I was looking at this video that TwistedGamingTV posted of his Arcade1Up KI machine which looks at input latency, and upon closer inspection, it seems fairly big. I'm using this particular snippet here since we can clearly see when the button gets fully pressed in and when a movement occurs on screen:
https://youtu.be/0PWe4_PxYOY
As you can see, from the moment the button is fully pressed, we can count 5 frames of video before any movement is seen on screen. Since the video itself is encoded at 30fps on YouTube, and the emulator runs at 60fps, that translates to 10 frames of "in engine" input latency, which totals 166ms (1000/60*10). Relatively speaking this is immense when compared to, for example, Nintendo's SNES Classic which only has 5 frames (83ms) of input latency. It's double!

I'm curious to see if there's anything you guys could do to reduce or improve this? Generally this comes down to a variety of factors, but the biggest culprit is usually the method of VSync that is used combined with where in your loop the control polling occurs. What method of VSync are you guys using? Is it Triple Buffering? Because if so, while it is a good method for achieving a smooth framerate, it induces a lot of input latency since (as the name implies) it buffers 3 whole frames before one is displayed on the screen, meaning the frame you see reflects your input from 3 frames ago, not the current frame.
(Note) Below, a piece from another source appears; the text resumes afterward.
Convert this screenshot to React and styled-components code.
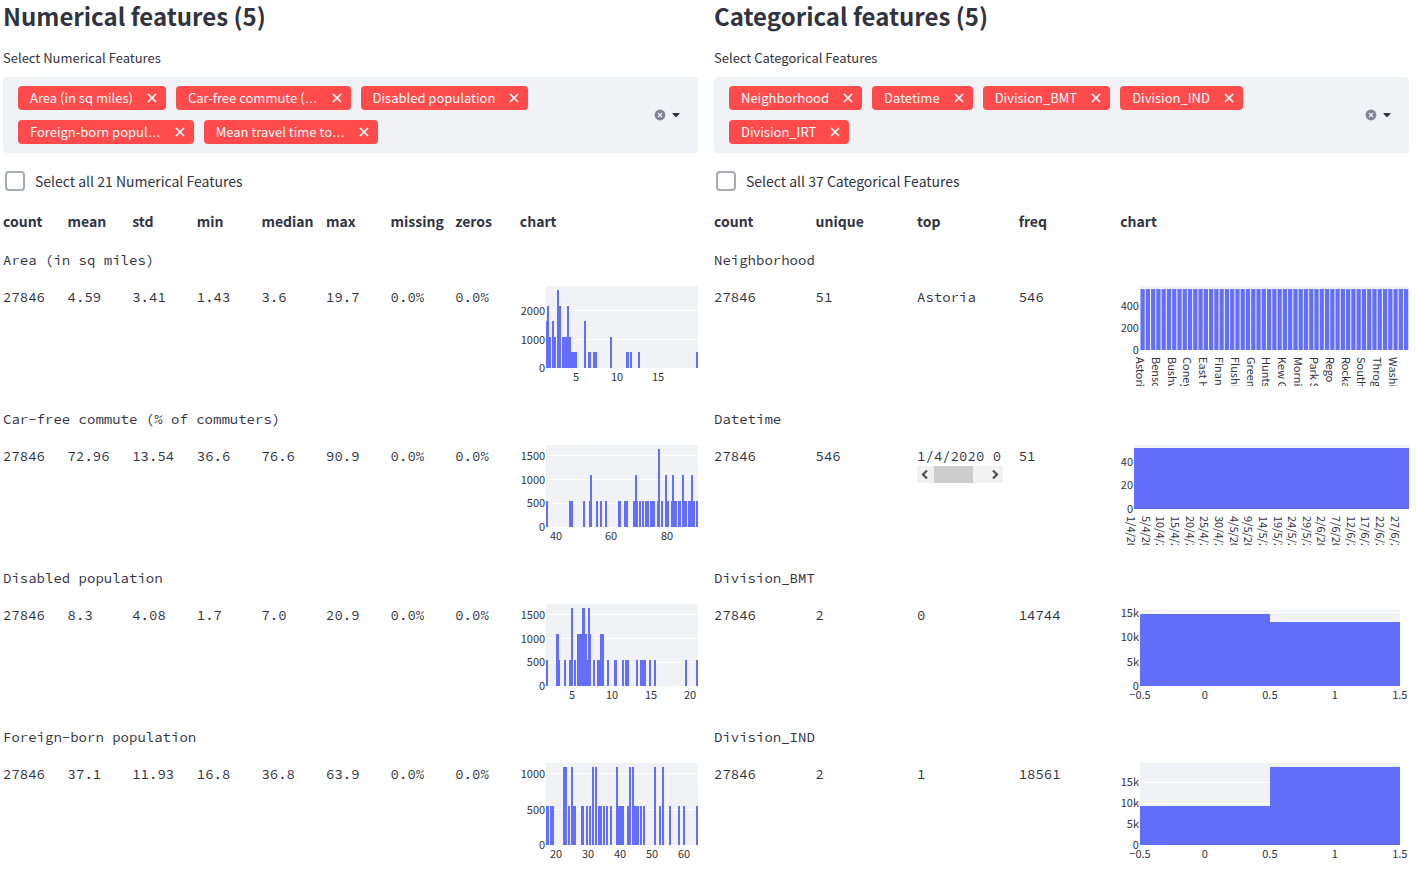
import React, { useId } from "react";
import styled, { createGlobalStyle } from "styled-components";

const INK = "#31333f";
const PANEL = "#f0f2f6";
const BAR = "#636efa";
const SANS = '"Source Sans Pro", "Noto Sans CJK SC", "Open Sans", sans-serif';
const MONO = '"Source Code Pro", "Liberation Mono", monospace';

const GlobalStyle = createGlobalStyle`
  *, *::before, *::after { box-sizing: border-box; }
  body { margin: 0; background: #fff; color: ${INK}; font-family: ${SANS}; }
  button, input { font: inherit; color: inherit; }
`;

const Page = styled.main`
  display: grid;
  grid-template-columns: minmax(0, 1fr) minmax(0, 1fr);
  gap: 16px;
  padding: 0 7px 0 3px;
`;

const Panel = styled.section`
  display: flex;
  flex-direction: column;
  min-width: 0;
`;

const Title = styled.h2`
  margin: 0;
  font-size: 24px;
  line-height: 32px;
  font-weight: 700;
`;

const FieldLabel = styled.label`
  margin-top: 16px;
  font-size: 13px;
  line-height: 20px;
`;

const MultiSelect = styled.div`
  display: flex;
  align-items: center;
  margin-top: 9px;
  padding: 9px 14px 9px 15px;
  border-radius: 4px;
  background: ${PANEL};
`;

const Tags = styled.div`
  display: flex;
  flex: 1;
  flex-wrap: wrap;
  gap: 10px;
  max-width: 560px;
  margin-right: auto;
`;

const Tag = styled.span`
  display: inline-flex;
  align-items: center;
  height: 24px;
  padding: 0 8px 0 12px;
  gap: 13px;
  border-radius: 4px;
  background: #ff4b4b;
  color: #fff;
  font-size: 13px;
  line-height: 24px;
  white-space: nowrap;
`;

const Ellipsis = styled.span`
  font-family: "Liberation Sans", sans-serif;
`;

const IconButton = styled.button`
  display: inline-flex;
  align-items: center;
  justify-content: center;
  width: ${(p) => p.$width}px;
  height: 16px;
  padding: 0;
  border: 0;
  background: none;
`;

const TagInput = styled.input`
  width: 8px;
  height: 24px;
  padding: 0;
  border: 0;
  outline: 0;
  background: transparent;
`;

const Controls = styled.div`
  display: flex;
  align-items: center;
`;

const CheckRow = styled.label`
  display: flex;
  align-items: center;
  gap: 10px;
  margin-top: 16px;
  padding-left: 2px;
  font-size: 14px;
  line-height: 24px;
`;

const Checkbox = styled.input`
  appearance: none;
  width: 20px;
  height: 20px;
  margin: 0;
  border: 2px solid #a9abb2;
  border-radius: 4px;
  background: #fff;
`;

const Table = styled.table`
  display: block;
  margin-top: 17px;
  thead, tbody { display: block; }
`;

const Row = styled.tr`
  display: grid;
  grid-template-columns: ${(p) => p.$columns};
  column-gap: 16px;
`;

const HeadCell = styled.th`
  padding: 0 0 2px;
  font-size: 14px;
  line-height: 22px;
  font-weight: 700;
  text-align: left;
  white-space: nowrap;
`;

const NameRow = styled.tr`
  display: block;
`;

const NameCell = styled.th`
  display: block;
  padding: 15px 0;
  font-family: ${MONO};
  font-size: 14px;
  line-height: 22px;
  font-weight: 400;
  text-align: left;
`;

const ValueRow = styled(Row)`
  height: 107px;
`;

const ValueCell = styled.td`
  min-width: 0;
  padding: 0;
  font-family: ${MONO};
  font-size: 14px;
  line-height: 22px;
  white-space: nowrap;
`;

const Clipped = styled.div`
  height: 21px;
  overflow: hidden;
`;

const ScrollBar = styled.div`
  display: flex;
  height: 17px;
  background: #f1f1f1;
`;

const ScrollTrack = styled.div`
  flex: 1;
`;

const ScrollThumb = styled.div`
  width: 75%;
  height: 17px;
  background: #cdcdcd;
`;

const ChartCell = styled.td`
  min-width: 0;
  padding: 0;
`;

const ChartSvg = styled.svg`
  display: block;
  width: 100%;
  height: 100px;
  overflow: hidden;
  font-family: ${SANS};
  font-size: 11px;
  fill: ${INK};
`;

function Cross() {
  return (
    <svg width="10" height="10" viewBox="0 0 10 10" fill="none" stroke="#fff" strokeWidth="1.7">
      <path d="M1 1 9 9M9 1 1 9" />
    </svg>
  );
}

function ClearIcon() {
  return (
    <svg width="12" height="12" viewBox="0 0 12 12">
      <circle cx="6" cy="6" r="5.4" fill="#808495" />
      <path d="M4 4 8 8M8 4 4 8" stroke={PANEL} strokeWidth="1.1" />
    </svg>
  );
}

function CaretIcon() {
  return (
    <svg width="8" height="4" viewBox="0 0 8 4">
      <path d="M.9 0H7.1Q7.9 .4 7.3 1.1L4.7 3.7Q4 4.2 3.3 3.7L.7 1.1Q.1 .4 .9 0Z" fill={INK} />
    </svg>
  );
}

function Arrow({ d }) {
  return (
    <svg width="17" height="17" viewBox="0 0 17 17" fill="none" stroke="#505050" strokeWidth="2.2">
      <path d={d} />
    </svg>
  );
}

/* Bars are [left, right, level]; levels index into the bar tops of a chart. */
function Chart({ label, width, left, right = width, top = 0, bottom, grid, yTicks, xTicks, bars, tops, smooth, turned }) {
  return (
    <ChartSvg viewBox={`0 0 ${width} 100`} role="img" aria-label={label}>
      <g shapeRendering="crispEdges">
        <rect x={left} y={top} width={right - left} height={bottom - top} fill={PANEL} />
        {grid.map((y) => (
          <rect key={y} x={left} y={y} width={right - left} height="1" fill="#fff" />
        ))}
      </g>
      <g fill={BAR} shapeRendering={smooth ? "auto" : "crispEdges"}>
        {bars.map(([a, b, n]) => (
          <rect key={a} x={a} y={tops[n]} width={b - a} height={bottom - tops[n]} />
        ))}
      </g>
      <g textAnchor="end">
        {yTicks.map(([text, y]) => (
          <text key={text} x={left - 1} y={y + 4}>{text}</text>
        ))}
      </g>
      {turned
        ? xTicks.map(([text, x]) => (
            <text key={text} transform={`translate(${x - 4} 71) rotate(90)`}>{text}</text>
          ))
        : xTicks.map(([text, x]) => (
            <text key={text} x={x} y={bottom + 13} textAnchor="middle">{text}</text>
          ))}
    </ChartSvg>
  );
}

const histogram = { width: 178, left: 26, bottom: 82 };
const wide = { width: 289, left: 20 };

const areaChart = {
  ...histogram,
  grid: [24, 53],
  yTicks: [["2000", 25], ["1000", 54], ["0", 82]],
  xTicks: [["5", 56], ["10", 97], ["15", 138]],
  tops: [82, 66, 51, 35, 20, 4],
  bars: [
    [26, 27, 3], [27, 29, 4], [29, 31, 2], [32, 34, 3], [34, 36, 2], [37, 39, 5], [39, 41, 4],
    [42, 47, 2], [47, 49, 4], [49, 51, 2], [51, 57, 1], [64, 66, 3], [68, 71, 1], [73, 77, 1],
    [90, 92, 2], [106, 109, 1], [110, 112, 1], [118, 120, 1], [176, 178, 1],
  ],
};

const thousandFiveHundred = {
  ...histogram,
  grid: [10, 34, 58],
  yTicks: [["1500", 11], ["1000", 35], ["500", 58], ["0", 82]],
  tops: [82, 56, 30, 4],
};

const commuteChart = {
  ...thousandFiveHundred,
  xTicks: [["40", 36], ["60", 91], ["80", 147]],
  bars: [
    [26, 28, 1], [49, 53, 1], [63, 65, 1], [69, 70, 1], [70, 72, 2], [76, 78, 1], [80, 82, 1],
    [85, 87, 1], [98, 101, 1], [104, 108, 1], [113, 115, 1], [115, 117, 2], [117, 118, 1],
    [119, 121, 1], [122, 124, 1], [125, 129, 1], [130, 135, 1], [137, 138, 1], [138, 140, 3],
    [141, 143, 1], [145, 147, 2], [147, 149, 1], [151, 152, 1], [152, 154, 2], [154, 157, 1],
    [158, 161, 1], [162, 164, 2], [164, 167, 1], [168, 171, 1], [171, 173, 2], [173, 175, 1],
    [176, 178, 1],
  ],
};

const disabledChart = {
  ...thousandFiveHundred,
  xTicks: [["5", 52], ["10", 92], ["15", 131], ["20", 170]],
  bars: [
    [26, 28, 1], [36, 39, 2], [39, 40, 1], [44, 46, 1], [49, 51, 1], [51, 53, 3], [54, 56, 1],
    [57, 62, 2], [62, 65, 3], [65, 67, 2], [67, 68, 1], [68, 70, 3], [70, 71, 2], [73, 75, 1],
    [77, 80, 1], [80, 84, 2], [87, 89, 1], [94, 97, 1], [102, 104, 1], [105, 109, 1],
    [116, 118, 1], [120, 126, 1], [129, 131, 1], [134, 136, 1], [165, 167, 1], [176, 178, 1],
  ],
};

const foreignChart = {
  ...histogram,
  grid: [10, 46],
  yTicks: [["1000", 11], ["500", 47], ["0", 82]],
  xTicks: [["20", 36], ["30", 68], ["40", 100], ["50", 132], ["60", 164]],
  tops: [82, 43, 4],
  bars: [
    [26, 29, 1], [30, 34, 1], [43, 47, 2], [48, 50, 1], [51, 53, 2], [53, 56, 1], [61, 64, 1],
    [66, 68, 1], [69, 71, 1], [72, 74, 2], [75, 77, 2], [78, 82, 1], [83, 85, 1], [86, 88, 1],
    [90, 92, 1], [96, 98, 2], [98, 104, 1], [107, 109, 1], [109, 111, 2], [112, 114, 2],
    [114, 119, 1], [120, 122, 1], [123, 125, 1], [134, 136, 2], [139, 141, 1], [142, 144, 2],
    [149, 151, 1], [158, 160, 1], [163, 165, 1], [176, 178, 1],
  ],
};

const places = [
  "Astoria", "Bensonhurst", "Bushwick", "Coney Island", "East Harlem", "Financial District",
  "Flushing", "Greenwich Village", "Hunts Point", "Kew Gardens", "Morningside", "Park Slope",
  "Rego Park", "Rockaways", "South Beach", "Throgs Neck", "Washington Heights",
];
const placeStep = 269 / 51;

const neighborhoodChart = {
  ...wide,
  bottom: 64,
  turned: true,
  smooth: true,
  grid: [19, 41],
  yTicks: [["400", 20], ["200", 42], ["0", 64]],
  xTicks: places.map((name, i) => [name, 20 + i * 3 * placeStep]),
  tops: [64, 3],
  bars: Array.from({ length: 51 }, (_, i) => [
    20 + (i + 0.1) * placeStep,
    20 + (i + 0.9) * placeStep,
    1,
  ]),
};

const dates = [
  "1/4/2020", "5/4/2020", "10/4/2020", "15/4/2020", "20/4/2020", "25/4/2020", "30/4/2020",
  "4/5/2020", "9/5/2020", "14/5/2020", "19/5/2020", "24/5/2020", "29/5/2020", "2/6/2020",
  "7/6/2020", "12/6/2020", "17/6/2020", "22/6/2020", "27/6/2020",
];

const datetimeChart = {
  ...wide,
  left: 14,
  bottom: 64,
  turned: true,
  grid: [],
  yTicks: [["40", 17], ["20", 40], ["0", 64]],
  xTicks: dates.map((date, i) => [date, 11 + (i * 264) / 18]),
  tops: [64, 3],
  bars: [[14, 289, 1]],
};

const halves = [["−0.5", 20], ["0", 85], ["0.5", 150], ["1", 215], ["1.5", 280]];

const bmtChart = {
  ...wide,
  right: 280,
  top: 6,
  bottom: 82,
  grid: [8],
  yTicks: [["15k", 9], ["10k", 33], ["5k", 58], ["0", 82]],
  xTicks: halves,
  tops: [82, 10, 18],
  bars: [[20, 150, 1], [150, 280, 2]],
};

const indChart = {
  ...wide,
  right: 280,
  bottom: 82,
  grid: [19, 40],
  yTicks: [["15k", 19], ["10k", 40], ["5k", 61], ["0", 82]],
  xTicks: halves,
  tops: [82, 43, 4],
  bars: [[20, 150, 1], [150, 280, 2]],
};

const numerical = {
  kind: "Numerical",
  total: 21,
  columns: "repeat(8, minmax(0, 3fr)) minmax(0, 11fr)",
  tags: ["Area (in sq miles)", "Car-free commute (…", "Disabled population", "Foreign-born popul…", "Mean travel time to…"],
  heads: ["count", "mean", "std", "min", "median", "max", "missing", "zeros", "chart"],
  rows: [
    { name: "Area (in sq miles)", values: ["27846", "4.59", "3.41", "1.43", "3.6", "19.7", "0.0%", "0.0%"], chart: areaChart },
    { name: "Car-free commute (% of commuters)", values: ["27846", "72.96", "13.54", "36.6", "76.6", "90.9", "0.0%", "0.0%"], chart: commuteChart },
    { name: "Disabled population", values: ["27846", "8.3", "4.08", "1.7", "7.0", "20.9", "0.0%", "0.0%"], chart: disabledChart },
    { name: "Foreign-born population", values: ["27846", "37.1", "11.93", "16.8", "36.8", "63.9", "0.0%", "0.0%"], chart: foreignChart },
  ],
};

const categorical = {
  kind: "Categorical",
  total: 37,
  columns: "repeat(4, minmax(0, 8fr)) minmax(0, 27fr)",
  tags: ["Neighborhood", "Datetime", "Division_BMT", "Division_IND", "Division_IRT"],
  heads: ["count", "unique", "top", "freq", "chart"],
  rows: [
    { name: "Neighborhood", values: ["27846", "51", "Astoria", "546"], chart: neighborhoodChart },
    { name: "Datetime", values: ["27846", "546", "1/4/2020 0", "51"], scrolled: 2, chart: datetimeChart },
    { name: "Division_BMT", values: ["27846", "2", "0", "14744"], chart: bmtChart },
    { name: "Division_IND", values: ["27846", "2", "1", "18561"], chart: indChart },
  ],
};

function TagText({ text }) {
  if (!text.endsWith("…")) return <span>{text}</span>;
  return (
    <span>
      {text.slice(0, -1)}
      <Ellipsis>…</Ellipsis>
    </span>
  );
}

function ScrolledValue({ value }) {
  return (
    <>
      <Clipped>{value}</Clipped>
      <ScrollBar>
        <Arrow d="M10 4.5 6 8.5 10 12.5" />
        <ScrollTrack>
          <ScrollThumb />
        </ScrollTrack>
        <Arrow d="M7 4.5 11 8.5 7 12.5" />
      </ScrollBar>
    </>
  );
}

function FeaturePanel({ kind, total, columns, tags, heads, rows }) {
  const id = useId();
  return (
    <Panel>
      <Title>{`${kind} features (${tags.length})`}</Title>
      <FieldLabel htmlFor={id}>{`Select ${kind} Features`}</FieldLabel>
      <MultiSelect>
        <Tags>
          {tags.map((tag) => (
            <Tag key={tag}>
              <TagText text={tag} />
              <IconButton type="button" $width={12} aria-label={`Remove ${tag}`}>
                <Cross />
              </IconButton>
            </Tag>
          ))}
          <TagInput id={id} type="text" />
        </Tags>
        <Controls>
          <IconButton type="button" $width={16} aria-label="Clear all">
            <ClearIcon />
          </IconButton>
          <IconButton type="button" $width={16} aria-label="Open list">
            <CaretIcon />
          </IconButton>
        </Controls>
      </MultiSelect>
      <CheckRow>
        <Checkbox type="checkbox" />
        {`Select all ${total} ${kind} Features`}
      </CheckRow>
      <Table>
        <thead>
          <Row $columns={columns}>
            {heads.map((head) => (
              <HeadCell key={head} scope="col">{head}</HeadCell>
            ))}
          </Row>
        </thead>
        <tbody>
          {rows.map((row) => (
            <React.Fragment key={row.name}>
              <NameRow>
                <NameCell colSpan={heads.length}>{row.name}</NameCell>
              </NameRow>
              <ValueRow $columns={columns}>
                {row.values.map((value, i) => (
                  <ValueCell key={heads[i]}>
                    {row.scrolled === i ? <ScrolledValue value={value} /> : value}
                  </ValueCell>
                ))}
                <ChartCell>
                  <Chart label={`${row.name} distribution`} {...row.chart} />
                </ChartCell>
              </ValueRow>
            </React.Fragment>
          ))}
        </tbody>
      </Table>
    </Panel>
  );
}

export default function App() {
  return (
    <>
      <GlobalStyle />
      <Page>
        <FeaturePanel {...numerical} />
        <FeaturePanel {...categorical} />
      </Page>
    </>
  );
}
The fact that Nintendo is able to achieve just 5 frames of input latency on the SNES Classic, which is also software emulation that runs on a Linux kernel, means that there *IS*, technically, a way to achieve lower input latency while maintaining VSync and avoiding screen tearing.
I trust you guys took care to minimize this as you developed this emulator, but can I implore you to take a second look and see if anything was missed or if anything could be tweaked in your rendering loop to bring this closer to 5 frames?
Many thanks!